**What is asked:** The data must be returned in full and exactly as given.

[Pages as source code]
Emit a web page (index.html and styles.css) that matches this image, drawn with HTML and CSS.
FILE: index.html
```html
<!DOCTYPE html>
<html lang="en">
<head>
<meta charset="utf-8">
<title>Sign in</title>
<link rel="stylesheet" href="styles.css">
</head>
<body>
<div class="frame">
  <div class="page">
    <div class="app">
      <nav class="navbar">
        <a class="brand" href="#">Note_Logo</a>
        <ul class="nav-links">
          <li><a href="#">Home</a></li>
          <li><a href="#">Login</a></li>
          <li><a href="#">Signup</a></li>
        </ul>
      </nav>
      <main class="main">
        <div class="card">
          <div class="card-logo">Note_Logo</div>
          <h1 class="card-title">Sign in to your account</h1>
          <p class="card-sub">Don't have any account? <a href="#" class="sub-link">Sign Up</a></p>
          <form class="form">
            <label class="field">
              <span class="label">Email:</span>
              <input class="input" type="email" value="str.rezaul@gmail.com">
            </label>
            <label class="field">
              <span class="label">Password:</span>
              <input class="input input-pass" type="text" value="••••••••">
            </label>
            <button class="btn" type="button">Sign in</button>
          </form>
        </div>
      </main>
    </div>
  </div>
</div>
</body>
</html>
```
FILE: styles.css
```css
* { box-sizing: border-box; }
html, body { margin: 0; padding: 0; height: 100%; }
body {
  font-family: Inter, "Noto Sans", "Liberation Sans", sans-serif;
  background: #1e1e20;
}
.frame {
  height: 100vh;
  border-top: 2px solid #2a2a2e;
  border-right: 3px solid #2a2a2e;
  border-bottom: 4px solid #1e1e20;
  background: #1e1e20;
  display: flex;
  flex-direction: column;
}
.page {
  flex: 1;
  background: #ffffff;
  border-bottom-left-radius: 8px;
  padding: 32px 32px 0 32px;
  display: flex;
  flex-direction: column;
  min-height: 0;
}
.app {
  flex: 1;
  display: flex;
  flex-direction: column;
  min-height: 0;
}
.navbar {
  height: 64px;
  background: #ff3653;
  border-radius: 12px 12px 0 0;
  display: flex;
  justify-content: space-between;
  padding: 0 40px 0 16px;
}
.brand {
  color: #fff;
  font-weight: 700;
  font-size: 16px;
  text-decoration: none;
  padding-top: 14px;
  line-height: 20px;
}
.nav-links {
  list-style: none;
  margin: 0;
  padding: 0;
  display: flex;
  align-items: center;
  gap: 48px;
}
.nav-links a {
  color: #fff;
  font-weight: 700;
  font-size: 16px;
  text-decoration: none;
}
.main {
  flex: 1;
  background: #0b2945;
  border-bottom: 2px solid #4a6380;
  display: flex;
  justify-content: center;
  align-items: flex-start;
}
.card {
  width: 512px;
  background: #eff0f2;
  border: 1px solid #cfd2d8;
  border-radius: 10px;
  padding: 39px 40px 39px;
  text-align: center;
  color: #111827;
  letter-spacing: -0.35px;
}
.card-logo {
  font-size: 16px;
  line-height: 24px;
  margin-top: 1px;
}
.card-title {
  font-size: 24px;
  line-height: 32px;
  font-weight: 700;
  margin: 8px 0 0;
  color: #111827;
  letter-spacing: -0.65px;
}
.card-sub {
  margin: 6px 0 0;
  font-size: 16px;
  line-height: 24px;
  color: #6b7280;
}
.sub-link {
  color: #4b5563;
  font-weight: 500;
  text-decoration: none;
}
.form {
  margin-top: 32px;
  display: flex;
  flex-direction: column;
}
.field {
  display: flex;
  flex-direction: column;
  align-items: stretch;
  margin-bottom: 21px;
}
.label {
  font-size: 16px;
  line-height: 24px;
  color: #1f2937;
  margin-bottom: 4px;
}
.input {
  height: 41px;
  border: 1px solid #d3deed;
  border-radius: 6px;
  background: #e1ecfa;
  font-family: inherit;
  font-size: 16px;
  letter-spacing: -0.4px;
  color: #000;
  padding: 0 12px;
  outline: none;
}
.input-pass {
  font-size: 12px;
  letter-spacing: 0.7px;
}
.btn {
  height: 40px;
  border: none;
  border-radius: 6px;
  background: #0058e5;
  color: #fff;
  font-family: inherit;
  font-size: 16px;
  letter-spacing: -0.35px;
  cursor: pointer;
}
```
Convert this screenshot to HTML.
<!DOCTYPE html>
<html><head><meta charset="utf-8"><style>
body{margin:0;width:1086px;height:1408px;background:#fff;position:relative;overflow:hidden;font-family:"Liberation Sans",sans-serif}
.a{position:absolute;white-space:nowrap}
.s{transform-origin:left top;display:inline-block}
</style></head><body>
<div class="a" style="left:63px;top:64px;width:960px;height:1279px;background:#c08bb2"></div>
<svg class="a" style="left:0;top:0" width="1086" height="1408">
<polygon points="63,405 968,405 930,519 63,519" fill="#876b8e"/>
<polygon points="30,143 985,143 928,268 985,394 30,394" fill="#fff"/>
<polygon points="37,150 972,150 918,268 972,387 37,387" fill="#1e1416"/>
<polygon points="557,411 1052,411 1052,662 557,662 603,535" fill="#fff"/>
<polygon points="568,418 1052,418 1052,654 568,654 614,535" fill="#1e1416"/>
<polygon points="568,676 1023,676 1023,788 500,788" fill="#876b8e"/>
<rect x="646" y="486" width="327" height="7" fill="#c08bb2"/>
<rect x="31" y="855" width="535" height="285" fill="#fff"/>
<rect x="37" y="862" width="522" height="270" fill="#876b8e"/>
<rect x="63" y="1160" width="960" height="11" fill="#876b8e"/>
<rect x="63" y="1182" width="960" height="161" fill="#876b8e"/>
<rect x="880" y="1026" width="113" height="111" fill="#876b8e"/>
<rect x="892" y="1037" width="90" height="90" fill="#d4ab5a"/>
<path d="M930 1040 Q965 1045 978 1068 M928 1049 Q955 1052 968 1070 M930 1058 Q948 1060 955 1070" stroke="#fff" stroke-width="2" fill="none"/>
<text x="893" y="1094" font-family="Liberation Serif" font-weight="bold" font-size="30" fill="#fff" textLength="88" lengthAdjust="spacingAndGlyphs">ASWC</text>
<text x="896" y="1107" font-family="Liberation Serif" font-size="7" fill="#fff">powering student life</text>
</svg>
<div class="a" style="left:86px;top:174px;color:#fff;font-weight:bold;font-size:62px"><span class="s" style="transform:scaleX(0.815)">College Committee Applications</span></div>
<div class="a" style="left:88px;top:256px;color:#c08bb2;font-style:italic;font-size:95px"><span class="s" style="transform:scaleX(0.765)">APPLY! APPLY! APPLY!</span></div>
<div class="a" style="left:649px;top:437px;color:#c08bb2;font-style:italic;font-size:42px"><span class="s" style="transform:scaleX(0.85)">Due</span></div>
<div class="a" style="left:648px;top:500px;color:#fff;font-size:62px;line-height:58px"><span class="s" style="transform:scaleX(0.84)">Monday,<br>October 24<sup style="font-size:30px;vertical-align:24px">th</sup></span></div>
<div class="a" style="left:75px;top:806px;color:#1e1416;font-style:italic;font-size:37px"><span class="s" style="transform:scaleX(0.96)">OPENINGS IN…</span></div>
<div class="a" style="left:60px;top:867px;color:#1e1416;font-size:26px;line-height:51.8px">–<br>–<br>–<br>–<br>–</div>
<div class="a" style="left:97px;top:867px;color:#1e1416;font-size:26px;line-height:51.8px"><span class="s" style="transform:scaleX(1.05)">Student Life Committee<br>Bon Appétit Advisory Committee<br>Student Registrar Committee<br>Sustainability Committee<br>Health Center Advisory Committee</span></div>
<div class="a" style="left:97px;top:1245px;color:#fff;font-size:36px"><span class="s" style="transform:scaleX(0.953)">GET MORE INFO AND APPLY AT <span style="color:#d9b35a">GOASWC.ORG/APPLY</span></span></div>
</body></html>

**Written reply:**
Emit a web page (index.html and styles.css) that matches this image, drawn with HTML and CSS.
FILE: index.html
```html
<!DOCTYPE html>
<html lang="en">
<head>
<meta charset="utf-8">
<title>Sign in</title>
<link rel="stylesheet" href="styles.css">
</head>
<body>
<div class="frame">
  <div class="page">
    <div class="app">
      <nav class="navbar">
        <a class="brand" href="#">Note_Logo</a>
        <ul class="nav-links">
          <li><a href="#">Home</a></li>
          <li><a href="#">Login</a></li>
          <li><a href="#">Signup</a></li>
        </ul>
      </nav>
      <main class="main">
        <div class="card">
          <div class="card-logo">Note_Logo</div>
          <h1 class="card-title">Sign in to your account</h1>
          <p class="card-sub">Don't have any account? <a href="#" class="sub-link">Sign Up</a></p>
          <form class="form">
            <label class="field">
              <span class="label">Email:</span>
              <input class="input" type="email" value="str.rezaul@gmail.com">
            </label>
            <label class="field">
              <span class="label">Password:</span>
              <input class="input input-pass" type="text" value="••••••••">
            </label>
            <button class="btn" type="button">Sign in</button>
          </form>
        </div>
      </main>
    </div>
  </div>
</div>
</body>
</html>
```
FILE: styles.css
```css
* { box-sizing: border-box; }
html, body { margin: 0; padding: 0; height: 100%; }
body {
  font-family: Inter, "Noto Sans", "Liberation Sans", sans-serif;
  background: #1e1e20;
}
.frame {
  height: 100vh;
  border-top: 2px solid #2a2a2e;
  border-right: 3px solid #2a2a2e;
  border-bottom: 4px solid #1e1e20;
  background: #1e1e20;
  display: flex;
  flex-direction: column;
}
.page {
  flex: 1;
  background: #ffffff;
  border-bottom-left-radius: 8px;
  padding: 32px 32px 0 32px;
  display: flex;
  flex-direction: column;
  min-height: 0;
}
.app {
  flex: 1;
  display: flex;
  flex-direction: column;
  min-height: 0;
}
.navbar {
  height: 64px;
  background: #ff3653;
  border-radius: 12px 12px 0 0;
  display: flex;
  justify-content: space-between;
  padding: 0 40px 0 16px;
}
.brand {
  color: #fff;
  font-weight: 700;
  font-size: 16px;
  text-decoration: none;
  padding-top: 14px;
  line-height: 20px;
}
.nav-links {
  list-style: none;
  margin: 0;
  padding: 0;
  display: flex;
  align-items: center;
  gap: 48px;
}
.nav-links a {
  color: #fff;
  font-weight: 700;
  font-size: 16px;
  text-decoration: none;
}
.main {
  flex: 1;
  background: #0b2945;
  border-bottom: 2px solid #4a6380;
  display: flex;
  justify-content: center;
  align-items: flex-start;
}
.card {
  width: 512px;
  background: #eff0f2;
  border: 1px solid #cfd2d8;
  border-radius: 10px;
  padding: 39px 40px 39px;
  text-align: center;
  color: #111827;
  letter-spacing: -0.35px;
}
.card-logo {
  font-size: 16px;
  line-height: 24px;
  margin-top: 1px;
}
.card-title {
  font-size: 24px;
  line-height: 32px;
  font-weight: 700;
  margin: 8px 0 0;
  color: #111827;
  letter-spacing: -0.65px;
}
.card-sub {
  margin: 6px 0 0;
  font-size: 16px;
  line-height: 24px;
  color: #6b7280;
}
.sub-link {
  color: #4b5563;
  font-weight: 500;
  text-decoration: none;
}
.form {
  margin-top: 32px;
  display: flex;
  flex-direction: column;
}
.field {
  display: flex;
  flex-direction: column;
  align-items: stretch;
  margin-bottom: 21px;
}
.label {
  font-size: 16px;
  line-height: 24px;
  color: #1f2937;
  margin-bottom: 4px;
}
.input {
  height: 41px;
  border: 1px solid #d3deed;
  border-radius: 6px;
  background: #e1ecfa;
  font-family: inherit;
  font-size: 16px;
  letter-spacing: -0.4px;
  color: #000;
  padding: 0 12px;
  outline: none;
}
.input-pass {
  font-size: 12px;
  letter-spacing: 0.7px;
}
.btn {
  height: 40px;
  border: none;
  border-radius: 6px;
  background: #0058e5;
  color: #fff;
  font-family: inherit;
  font-size: 16px;
  letter-spacing: -0.35px;
  cursor: pointer;
}
```
Convert this screenshot to HTML.
<!DOCTYPE html>
<html><head><meta charset="utf-8"><style>
body{margin:0;width:1086px;height:1408px;background:#fff;position:relative;overflow:hidden;font-family:"Liberation Sans",sans-serif}
.a{position:absolute;white-space:nowrap}
.s{transform-origin:left top;display:inline-block}
</style></head><body>
<div class="a" style="left:63px;top:64px;width:960px;height:1279px;background:#c08bb2"></div>
<svg class="a" style="left:0;top:0" width="1086" height="1408">
<polygon points="63,405 968,405 930,519 63,519" fill="#876b8e"/>
<polygon points="30,143 985,143 928,268 985,394 30,394" fill="#fff"/>
<polygon points="37,150 972,150 918,268 972,387 37,387" fill="#1e1416"/>
<polygon points="557,411 1052,411 1052,662 557,662 603,535" fill="#fff"/>
<polygon points="568,418 1052,418 1052,654 568,654 614,535" fill="#1e1416"/>
<polygon points="568,676 1023,676 1023,788 500,788" fill="#876b8e"/>
<rect x="646" y="486" width="327" height="7" fill="#c08bb2"/>
<rect x="31" y="855" width="535" height="285" fill="#fff"/>
<rect x="37" y="862" width="522" height="270" fill="#876b8e"/>
<rect x="63" y="1160" width="960" height="11" fill="#876b8e"/>
<rect x="63" y="1182" width="960" height="161" fill="#876b8e"/>
<rect x="880" y="1026" width="113" height="111" fill="#876b8e"/>
<rect x="892" y="1037" width="90" height="90" fill="#d4ab5a"/>
<path d="M930 1040 Q965 1045 978 1068 M928 1049 Q955 1052 968 1070 M930 1058 Q948 1060 955 1070" stroke="#fff" stroke-width="2" fill="none"/>
<text x="893" y="1094" font-family="Liberation Serif" font-weight="bold" font-size="30" fill="#fff" textLength="88" lengthAdjust="spacingAndGlyphs">ASWC</text>
<text x="896" y="1107" font-family="Liberation Serif" font-size="7" fill="#fff">powering student life</text>
</svg>
<div class="a" style="left:86px;top:174px;color:#fff;font-weight:bold;font-size:62px"><span class="s" style="transform:scaleX(0.815)">College Committee Applications</span></div>
<div class="a" style="left:88px;top:256px;color:#c08bb2;font-style:italic;font-size:95px"><span class="s" style="transform:scaleX(0.765)">APPLY! APPLY! APPLY!</span></div>
<div class="a" style="left:649px;top:437px;color:#c08bb2;font-style:italic;font-size:42px"><span class="s" style="transform:scaleX(0.85)">Due</span></div>
<div class="a" style="left:648px;top:500px;color:#fff;font-size:62px;line-height:58px"><span class="s" style="transform:scaleX(0.84)">Monday,<br>October 24<sup style="font-size:30px;vertical-align:24px">th</sup></span></div>
<div class="a" style="left:75px;top:806px;color:#1e1416;font-style:italic;font-size:37px"><span class="s" style="transform:scaleX(0.96)">OPENINGS IN…</span></div>
<div class="a" style="left:60px;top:867px;color:#1e1416;font-size:26px;line-height:51.8px">–<br>–<br>–<br>–<br>–</div>
<div class="a" style="left:97px;top:867px;color:#1e1416;font-size:26px;line-height:51.8px"><span class="s" style="transform:scaleX(1.05)">Student Life Committee<br>Bon Appétit Advisory Committee<br>Student Registrar Committee<br>Sustainability Committee<br>Health Center Advisory Committee</span></div>
<div class="a" style="left:97px;top:1245px;color:#fff;font-size:36px"><span class="s" style="transform:scaleX(0.953)">GET MORE INFO AND APPLY AT <span style="color:#d9b35a">GOASWC.ORG/APPLY</span></span></div>
</body></html>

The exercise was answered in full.